Using RK4 on the van der Pol oscillator

Question

The van der Pol oscillator is modeled by

$$\frac{d^2y}{dt^2} + \mu(y^2 - 1) \frac{dy}{dt} + y = 0$$

This can be written as a system of first order equations, $$ \begin{pmatrix} \dot x\\ \dot y\end{pmatrix} = \begin{pmatrix} \mu(1-y^2)x - y\\ x\end{pmatrix}, $$

where $x := \dot y$. Consider the case where $y(0) = 0$ and $x(0) = a$, where $a$ is some real number. A numerical approximation for the solution can be obtained using the RK4 method. I have two questions:

1. How do you find the region of stability for the RK4 method?

2. How can you verify RK4 is 4th order accurate? Surely you would need to know the true solution in order to verify this?

Answer 1

$\newcommand\rx{\mathfrak{x}}\newcommand\ru{\mathfrak{u}}\newcommand\mA{\mathfrak{A}}$

1. ) For the definition of the most common stability properties one refers to the properties of solutions of linear systems of ODE. Apply the RK4 method to some linear system $\ru'=\mA\ru$ (for instance the linearization of a non-linear ODE system around a fixed point). You should get exactly the first 5 terms (up to degree 4) of the exponential series.

   The stability condition is that this propagator has to be non-expanding if the spectrum of $\mA$ is contained in the negative half-plane of the complex plane.
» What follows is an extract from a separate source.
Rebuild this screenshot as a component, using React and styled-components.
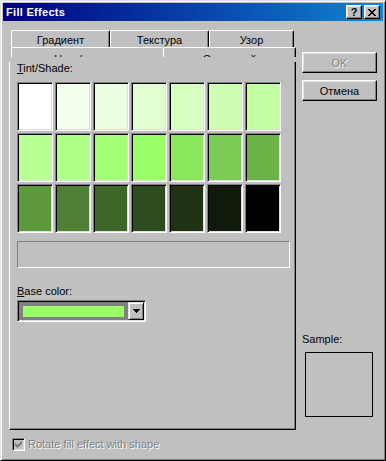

On the level of singular eigenvalues $\lambda$ and $z=λh$ with step size $h$ this means that $z$ is in the stability region if $$|1+z+z^2/2+z^3/6+z^4/24|\le1.$$

   The half-circle with $\Im(z)\le 0$, $|z|\le 2.5$ is contained in that set.

   If $L$ is a Lipschitz constant (or $L=\|\mA\|$), then this gives a bound $h<2.5/L$. At the upper bound the numerical solution is merely not totally wrong, for a useful solution one needs a much smaller step size, $Lh\in[10^{-3},10^{-1}]$. Step sizes much smaller than that lead to an accumulation of floating point errors that dominate the method error.

   See Maximum timestep for RK4 for visualizations of the stability region and the effect of too small or too large step sizes.

2. ) There are two readily available strategies to explore the error picture of a numerical ODE solver.

   • One proceeds to compute a series of results over a series of doubled step sizes $Lh=(1,2,4,8)·10^{-2}$. Compare these to the expected formula $y_h=y^*+C·h^4+O(h^5)$, that is, apply Richardson extrapolation to compute values for $C$ and $y^*$ and check if they are stable over all the doublings.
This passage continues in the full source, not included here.